Your goal is to find these things out through interactions with other people,
flashbacks, and magical manipulation. I will forever remember this game, simply
because it was the first to open my eyes to what interactive fiction could be
if enough effort and skill were put into it. I actually developed emotional ties
with the characters in Worlds Apart, much like I do when reading a great
novel–I’m very interested in reading/playing future works by Ms. Britton. This
game is verbose beyond expectations, with flowing descriptions and flowery passages,
all tied securely together by the solid plot. Plus, if you get stuck at any point,
there’s a very thorough in-game hint system that will get you through without
spraining your brain.

LASH
by Paul O’Brian, 2000 (Inform)

I remember, back in 1989,
turning on HBO very early in the morning when I couldn’t sleep, and a movie I
had never seen had just started.

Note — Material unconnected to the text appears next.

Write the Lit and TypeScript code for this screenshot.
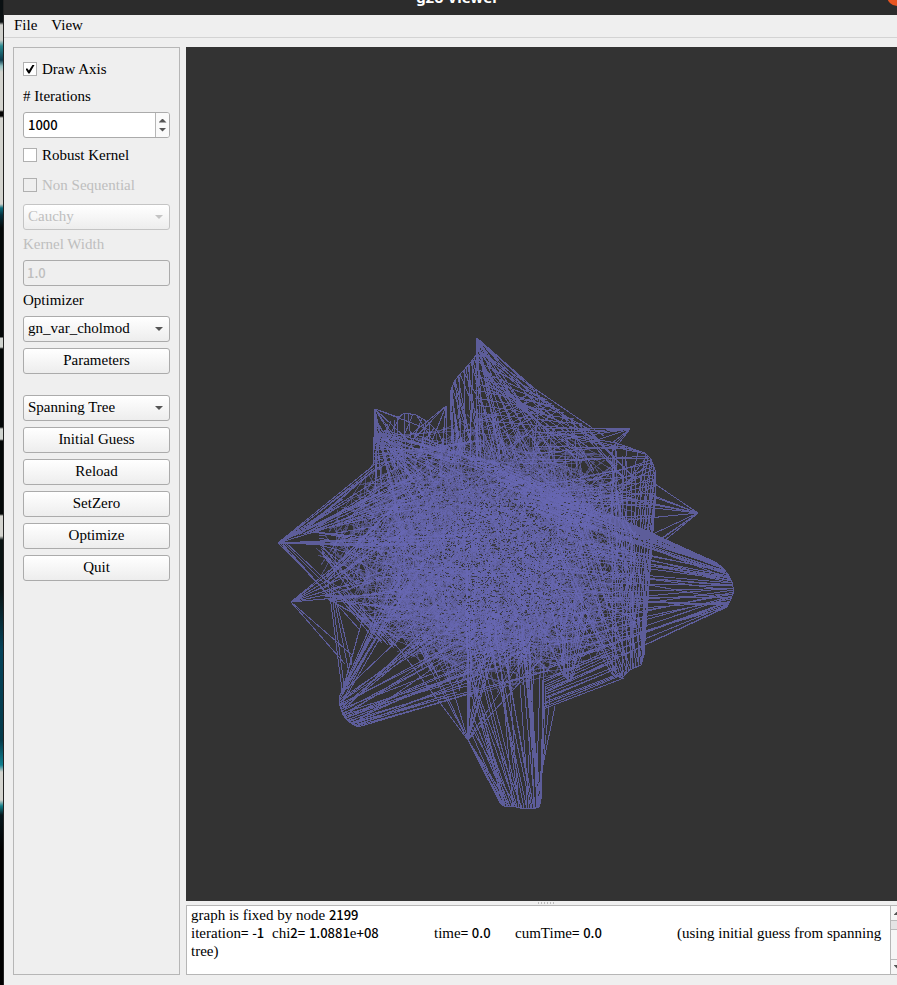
import { LitElement, html, css, svg } from "lit";
import { customElement } from "lit/decorators.js";

type Point = [number, number];

/** Small seeded generator, so the pose graph looks the same on every load. */
function createRandom(seed: number): () => number {
  let s = seed;
  return () => {
    s = (s + 0x6d2b79f5) | 0;
    let t = Math.imul(s ^ (s >>> 15), 1 | s);
    t = (t + Math.imul(t ^ (t >>> 7), 61 | t)) ^ t;
    return ((t ^ (t >>> 14)) >>> 0) / 4294967296;
  };
}

const rand = createRandom(2199);

/** Point at fraction t (0..1) along a polyline. */
function along(line: Point[], t: number): Point {
  if (line.length === 1) return line[0];
  const f = Math.min(t, 0.9999) * (line.length - 1);
  const i = Math.floor(f);
  const k = f - i;
  return [
    line[i][0] + (line[i + 1][0] - line[i][0]) * k,
    line[i][1] + (line[i + 1][1] - line[i][1]) * k,
  ];
}

function inside([x, y]: Point, poly: Point[]): boolean {
  let hit = false;
  for (let i = 0, j = poly.length - 1; i < poly.length; j = i++) {
    const [xi, yi] = poly[i];
    const [xj, yj] = poly[j];
    if (yi > y !== yj > y && x < ((xj - xi) * (y - yi)) / (yj - yi) + xi) hit = !hit;
  }
  return hit;
}

const segment = (a: Point, b: Point): string =>
  `M${Math.round(a[0])} ${Math.round(a[1])}L${Math.round(b[0])} ${Math.round(b[1])}`;

/** Edges running in order from one polyline to another, with some jitter. */
function fan(from: Point[], to: Point[], count: number, jitter = 0.12): string {
  let d = "";
  for (let i = 0; i < count; i++) {
    const t = count === 1 ? 0 : i / (count - 1);
    const edge = i === 0 || i === count - 1;
    const u = edge ? t : Math.max(0, Math.min(1, t + (rand() - 0.5) * jitter * 2));
    d += segment(along(from, t), along(to, u));
  }
  return d;
}

const outline = (line: Point[]): string => "M" + line.map((p) => p.join(" ")).join("L");

const CORE: Point[] = [
  [374, 434], [410, 432], [446, 430], [456, 410], [478, 400], [510, 408], [545, 424], [590, 440], [622, 456],
  [640, 490], [640, 545], [645, 600], [642, 650], [606, 662], [570, 672], [545, 678], [506, 694],
  [470, 698], [436, 676], [400, 660], [374, 634], [340, 604], [318, 580], [314, 545], [340, 505], [374, 468],
];

function chords(count: number, reach: number, cx: number, cy: number, rx: number, ry: number): string {
  let d = "";
  for (let n = 0; n < count; ) {
    const a: Point = [cx + (rand() * 2 - 1) * rx, cy + (rand() * 2 - 1) * ry];
    const angle = rand() * Math.PI * 2;
    const length = reach * (0.4 + rand() * 0.6);
    const b: Point = [a[0] + Math.cos(angle) * length, a[1] + Math.sin(angle) * length];
    if (!inside(a, CORE) || !inside(b, CORE)) continue;
    d += segment(a, b);
    n++;
  }
  return d;
}

const LOBE_TOP: Point[] = [[450, 400], [451, 390], [455, 380], [463, 371], [471, 362], [476, 355]];
const LOBE_RIGHT: Point[] = [[715, 562], [722, 567], [728, 574], [732, 582], [734, 591], [730, 601], [727, 607]];
const LOBE_NE: Point[] = [[616, 443], [645, 453], [651, 459], [655, 470], [656, 490], [652, 525]];
const LOBE_SE: Point[] = [[612, 674], [622, 678], [630, 670], [641, 665], [644, 655]];
const LOBE_SOUTH: Point[] = [[500, 803], [504, 806], [512, 806], [520, 808], [532, 809], [539, 807], [541, 799]];
const LOBE_SW: Point[] = [[343, 690], [339, 697], [340, 706], [343, 715], [349, 722], [358, 727]];
const LOBE_NW: Point[] = [[388, 424], [396, 417], [405, 413], [416, 415], [428, 422], [438, 432]];

const EDGES = [
  // northern spike
  fan([[477, 338]], [[476, 470], [500, 460], [520, 440], [540, 430]], 12),
  fan([[477, 338]], [[535, 391], [538, 402], [545, 415]], 3),
  fan([[478, 350]], [[560, 450], [590, 440], [604, 436]], 4),
  fan(LOBE_TOP, [[455, 470], [470, 440], [476, 450], [500, 460], [540, 450]], 16, 0.25),
  fan(LOBE_TOP, [[452, 440], [460, 460], [466, 450], [478, 460]], 9, 0.1),
  fan([[477, 345], [482, 370], [490, 390]], [[520, 470], [550, 450], [580, 460], [600, 440]], 11, 0.3),
  fan([[474, 360], [476, 420]], [[535, 391], [560, 410], [590, 430]], 9),
  fan([[535, 391], [548, 401], [565, 416], [587, 428]], [[480, 420], [510, 450], [590, 470], [636, 480]], 16, 0.3),
  outline([[477, 338], [535, 389], [539, 397], [548, 403], [567, 417], [587, 428], [630, 429]]),
  outline(LOBE_TOP),
  // north-east spike and rounded lobe
  fan([[630, 429]], [[540, 428], [530, 436], [560, 440], [615, 443], [606, 460]], 8),
  fan(LOBE_NE, [[555, 432], [520, 457], [530, 480], [540, 510], [580, 560]], 18, 0.25),
  fan(LOBE_NE, [[608, 560], [622, 610], [635, 630], [644, 650]], 14, 0.1),
  fan([[612, 446], [656, 490]], LOBE_SE, 10, 0.08),
  fan([[648, 455], [656, 500]], [[600, 520], [540, 500]], 7),
  outline(LOBE_NE),
  fan([[698, 513]], [[655, 484], [650, 500], [570, 490], [560, 520], [600, 545], [655, 539], [664, 541]], 12),
  // eastern lobe
  fan(LOBE_RIGHT, [[410, 432], [470, 460], [540, 520], [550, 560], [560, 610], [550, 660], [548, 690]], 32, 0.06),
  fan(LOBE_RIGHT, [[540, 487], [560, 510], [600, 560], [600, 590], [620, 638]], 22, 0.2),
  fan([[715, 562], [724, 569]], [[490, 460], [500, 485]], 7),
  outline(LOBE_RIGHT),
  // south-east lobe
  fan(LOBE_SE, [[545, 560], [560, 540], [580, 500], [612, 480], [646, 560]], 18, 0.15),
  fan([[544, 680], [546, 694], [543, 709]], [[610, 650], [616, 664], [624, 678]], 13, 0.08),
  fan([[563, 675], [568, 681], [573, 676]], [[530, 600], [560, 600], [600, 610]], 12, 0.2),
  outline(LOBE_SE),
  // southern spike
  fan(LOBE_SOUTH, [[467, 738], [469, 700], [475, 640], [500, 600], [520, 620], [544, 665]], 28, 0.16),
  fan(LOBE_SOUTH, [[468, 740], [480, 690], [505, 650], [530, 660], [544, 680]], 18, 0.35),
  fan([[541, 800], [541, 775]], [[543, 680], [555, 706]], 4),
  fan([[468, 740]], [[400, 650], [430, 640], [466, 560], [472, 560], [500, 620], [540, 660]], 20),
  outline(LOBE_SOUTH),
  outline([[467, 738], [476, 755], [500, 803]]),
  // south-west lobe
  fan(LOBE_SW, [[365, 610], [390, 620], [440, 640], [470, 670], [480, 680], [435, 704]], 24, 0.12),
  fan(LOBE_SW, [[400, 570], [430, 560], [480, 600], [520, 640], [550, 670]], 20, 0.3),
  fan([[358, 727]], [[434, 704], [442, 702], [480, 690]], 3),
  outline(LOBE_SW),
  // western spikes
  fan([[278, 543]], [[374, 465], [400, 460], [430, 480], [480, 538], [420, 545], [360, 546]], 18),
  fan([[280, 543]], [[374, 468], [330, 512], [350, 500]], 5),
  fan([[278, 543], [284, 541]], [[315, 580], [360, 630], [400, 650]], 5),
  fan([[297, 535], [318, 530], [322, 554]], [[374, 470], [420, 500], [440, 570], [350, 590]], 22, 0.25),
  fan([[291, 602]], [[360, 545], [380, 555], [345, 580], [331, 598], [370, 595]], 9),
  fan([[291, 602]], [[345, 664], [352, 655]], 2),
  fan([[326, 575], [322, 595], [333, 602]], [[400, 500], [430, 560], [400, 640]], 18, 0.25),
  fan([[328, 580], [336, 600]], [[342, 690], [352, 665]], 4),
  fan([[340, 598], [345, 590]], [[375, 640], [400, 650]], 6),
  // north-west spike
  fan([[375, 409]], [[373, 465], [378, 480], [390, 470], [404, 450], [430, 430]], 9),
  fan([[374, 409], [373, 465]], [[376, 490], [420, 480], [460, 460], [480, 440]], 15, 0.25),
  fan([[376, 418], [374, 440], [384, 430]], [[400, 520], [440, 480], [480, 470], [520, 470]], 16, 0.3),
  fan(LOBE_NW, [[380, 450], [396, 470], [420, 450], [446, 450]], 14, 0.3),
  fan([[446, 406]], [[392, 450], [408, 452], [440, 460], [446, 450]], 6),
  outline([[375, 409], [398, 417], ...LOBE_NW.slice(2)]),
].join("");

/** Several layers, so that crossings build up towards the middle. */
const MESH = [
  chords(420, 210, 480, 550, 170, 150),
  chords(560, 130, 490, 560, 160, 140),
  chords(420, 90, 470, 570, 110, 100),
  chords(520, 70, 490, 560, 95, 90),
  chords(380, 50, 480, 570, 80, 75),
];

function speckles(count: number, cx: number, cy: number, rx: number, ry: number): string {
  let d = "";
  for (let i = 0; i < count; i++) {
    const angle = rand() * Math.PI * 2;
    const r = Math.sqrt(rand());
    const x = Math.round(cx + Math.cos(angle) * r * rx);
    const y = Math.round(cy + Math.sin(angle) * r * ry);
    const w = rand() > 0.7 ? 2 : 1;
    d += `M${x} ${y}h${w}v1h-${w}z`;
  }
  return d;
}

const GAPS = speckles(650, 505, 560, 66, 62) + speckles(900, 485, 560, 120, 100);

/** Figures and signs are set in the sans face, words in the serif one. */
const mixed = (text: string) =>
  text
    .split(/([0-9=+.\-]+)/)
    .map((part, i) => (i % 2 ? html`<span class="num">${part}</span>` : part));

@customElement("graph-view")
export class GraphView extends LitElement {
  static styles = css`
    :host { display: block; background: #333; overflow: hidden; }
    svg { display: block; width: 100%; height: 100%; }
    .edges { fill: none; stroke: #6868b4; stroke-opacity: 0.8; shape-rendering: crispEdges; }
    .mesh { fill: none; stroke: #6868b4; stroke-opacity: 0.55; shape-rendering: crispEdges; }
    .gaps { fill: #333; fill-opacity: 0.85; shape-rendering: crispEdges; }
  `;

  render() {
    return html`<svg viewBox="186 47 711 854" preserveAspectRatio="xMinYMid meet" role="img" aria-label="Pose graph">
      ${svg`<path class="edges" d=${EDGES}></path>
      ${MESH.map((layer) => svg`<path class="mesh" d=${layer}></path>`)}
      <path class="gaps" d=${GAPS}></path>`}
    </svg>`;
  }
}

@customElement("app-root")
export class AppRoot extends LitElement {
  static styles = css`
    * { box-sizing: border-box; }
    :host {
      display: block;
      height: 100vh;
      min-height: 640px;
      overflow: hidden;
      font: 15px/18px "Liberation Serif", serif;
      color: #000;
      background: linear-gradient(
        #0a1012 0 22px, #cfd0cc 25px 40px, #2a8a90 46px, #0b3a4c 60px, #8fc0c0 66px, #d4d4cf 72px 110px,
        #050505 112px 116px, #d4d4cf 118px 204px, #0c6c7c 208px, #05303e 215px, #040808 228px 337px,
        #d0d4d0 338px 347px, #040808 349px 427px, #d0d4d0 429px 439px, #040808 441px 514px,
        #d4d4cf 516px 536px, #0a1414 540px 590px, #04435a 650px, #043a4a 740px, #108090 765px,
        #d4d4cf 772px 800px, #12808a 806px, #06161c 815px, #000 850px
      );
    }
    .window {
      display: flex;
      flex-direction: column;
      height: 100%;
      margin: 0 -14px 0 3px;
      border-left: 1px solid #222;
      background: #efefef;
    }
    .title {
      position: relative;
      display: flex;
      flex: none;
      align-items: flex-end;
      justify-content: center;
      height: 15px;
      padding-bottom: 9px;
      background: #2c2c2c;
      color: #fff;
    }
    .title h1 { margin: 0; font: bold 15px/18px "Noto Sans", sans-serif; }
    .close {
      position: absolute;
      right: 4px;
      bottom: 9px;
      width: 20px;
      height: 20px;
      padding: 0;
      border: 0;
      border-radius: 50%;
      background: #e95420;
    }
    .menu {
      display: flex;
      flex: none;
      gap: 14px;
      height: 23px;
      padding: 0 10px;
      border-bottom: 1px solid #d3d3d3;
    }
    .menu button { padding: 0 0 2px; border: 0; background: none; font: inherit; color: inherit; }
    .body { display: flex; flex: 1; gap: 6px; min-height: 0; padding: 9px 6px 10px 9px; }
    .panel {
      display: flex;
      flex: none;
      flex-direction: column;
      gap: 6px;
      width: 167px;
      padding: 10px 9px;
      border: 1px solid #b6b6b6;
    }
    .caption { height: 18px; line-height: 16px; }
    .check { display: flex; align-items: center; gap: 5px; height: 24px; padding-bottom: 2px; }
    .check input {
      appearance: none;
      display: grid;
      place-items: center;
      width: 14px;
      height: 14px;
      margin: 0;
      border: 1px solid #b0b0b0;
      background: #fff;
    }
    .check input:checked::after {
      content: "";
      width: 9px;
      height: 9px;
      background: #000;
      clip-path: polygon(0 50%, 18% 42%, 38% 68%, 80% 0, 100% 6%, 46% 100%, 32% 100%);
    }
    .check input:disabled { background: #efefef; }
    .off { color: #bebebe; }
    .field, .push, select {
      width: 100%;
      height: 26px;
      border: 1px solid #ababab;
      border-radius: 3px;
      color: inherit;
    }
    .push, select {
      flex: none;
      margin: 0;
      background: linear-gradient(#fff, #ededed);
      font: inherit;
    }
    .push { padding: 0 0 2px; }
    select { appearance: none; padding: 0 4px 2px; opacity: 1; }
    .combo { position: relative; flex: none; height: 26px; }
    .combo::after {
      content: "";
      position: absolute;
      top: 11px;
      right: 7px;
      border: 4px solid transparent;
      border-top-color: #555;
      border-bottom: 0;
      pointer-events: none;
    }
    .combo.off::after { border-top-color: #c4c4c4; }
    .combo.off select { border-color: #c4c4c4; }
    .num, .field input { font-family: "Noto Sans CJK SC", sans-serif; font-size: 13px; font-weight: 500; line-height: 1; }
    .field { display: flex; flex: none; overflow: hidden; background: #fff; }
    .field.off { background: #efefef; }
    .field input {
      appearance: textfield;
      flex: 1;
      min-width: 0;
      padding: 0 4px 2px;
      border: 0;
      outline: 0;
      background: none;
      color: inherit;
    }
    .field input::-webkit-inner-spin-button { appearance: none; }
    .field.off input { padding: 0 3px 2px; color: #bebebe; }
    .steps { display: flex; flex-direction: column; justify-content: center; gap: 5px; width: 14px; border-left: 1px solid #b6b6b6; background: #fafafa; }
    .arrow { align-self: center; width: 8px; height: 4px; padding: 0; border: 0; background: #555; }
    .up { clip-path: polygon(50% 0, 100% 100%, 0 100%); }
    .down { clip-path: polygon(0 0, 100% 0, 50% 100%); }
    .spacer { flex: none; height: 9px; }
    .main { display: flex; flex: 1; flex-direction: column; min-width: 0; }
    graph-view { flex: 1; min-height: 0; }
    .grip { align-self: center; width: 17px; height: 4px; padding: 0; border: 0; background: radial-gradient(circle, #bbb 1px, transparent 1px) 0 0 / 3px 4px; }
    .log { display: flex; flex: none; height: 70px; border: 1px solid #b6b6b6; background: #fff; }
    .text { flex: 1; margin: 0; padding: 0 4px; font: inherit; white-space: pre-wrap; tab-size: 81px; }
    .scroll { display: flex; flex: none; flex-direction: column; align-items: center; width: 14px; border-left: 1px solid #b6b6b6; background: #f6f6f6; }
    .scroll .arrow { margin: 5px 0; }
    .thumb { width: 100%; height: 10px; border: 1px solid #bbb; border-width: 1px 0; background: #e4e4e4; }
    .track { flex: 1; width: 100%; border-bottom: 1px solid #bbb; }
  `;

  render() {
    return html`
      <div class="window">
        <header class="title">
          <h1>g2o Viewer</h1>
          <button class="close" aria-label="Close"></button>
        </header>
        <nav class="menu"><button>File</button><button>View</button></nav>
        <div class="body">
          <form class="panel" @submit=${(e: Event) => e.preventDefault()}>
            <label class="check"><input type="checkbox" checked />Draw Axis</label>
            <label class="caption" for="iterations"># Iterations</label>
            <div class="field">
              <input id="iterations" type="number" value="1000" />
              <div class="steps">
                <button type="button" class="arrow up" aria-label="Increase"></button>
                <button type="button" class="arrow down" aria-label="Decrease"></button>
              </div>
            </div>
            <label class="check"><input type="checkbox" />Robust Kernel</label>
            <label class="check off"><input type="checkbox" disabled />Non Sequential</label>
            <div class="combo off">
              <select aria-label="Kernel" disabled><option>Cauchy</option></select>
            </div>
            <label class="caption off" for="width">Kernel Width</label>
            <div class="field off"><input id="width" type="text" value="1.0" disabled /></div>
            <label class="caption" for="optimizer">Optimizer</label>
            <div class="combo"><select id="optimizer"><option>gn_var_cholmod</option></select></div>
            <button type="button" class="push">Parameters</button>
            <div class="spacer"></div>
            <div class="combo"><select aria-label="Guess method"><option>Spanning Tree</option></select></div>
            ${["Initial Guess", "Reload", "SetZero", "Optimize", "Quit"].map(
              (name) => html`<button type="button" class="push">${name}</button>`,
            )}
          </form>
          <main class="main">
            <graph-view></graph-view>
            <button class="grip" aria-label="Resize log"></button>
            <section class="log" aria-label="Log">
              <p class="text">${mixed(
                "graph is fixed by node 2199\niteration= -1\tchi2= 1.0881e+08\ttime= 0.0\tcumTime= 0.0\t(using initial guess from spanning tree)",
              )}</p>
              <div class="scroll">
                <button class="arrow up" aria-label="Scroll up"></button>
                <div class="thumb"></div>
                <div class="track"></div>
                <button class="arrow down" aria-label="Scroll down"></button>
              </div>
            </section>
          </main>
        </div>
      </div>
    `;
  }
}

Since I’d heard nothing about it, and it looked
interesting (just about any movie with DeNiro in it looks interesting), I decided
to watch. Two hours later, stunned by the conclusion of the movie, I sat open-mouthed
on the sofa, trying to comprehend what had happened. The movie was Angel Heart,
and to this day, it is one of the standards by which I measure storytelling.

LASH
measures up to that standard. For me, there’s nothing more entertaining that
reading, watching, or otherwise experiencing a story that I cannot predict. I’m
not going to reveal much about the plot, but at the beginning of the game, you
control a robotic MULE on a salvage mission to Georgia in the years following
a great civil war. Your goal is to retrieve some important artifacts from a house
and surrounding area. LASH’s gameplay is very solid, with very few parser
complications and thorough item and place descriptions. This is definitely not
a story for children (and possibly some sensitive adults) as there is some potentially
offensive material in the game, but mature adults will enjoy this eye-opening
story that mixes science and historical fiction into an engrossing tale.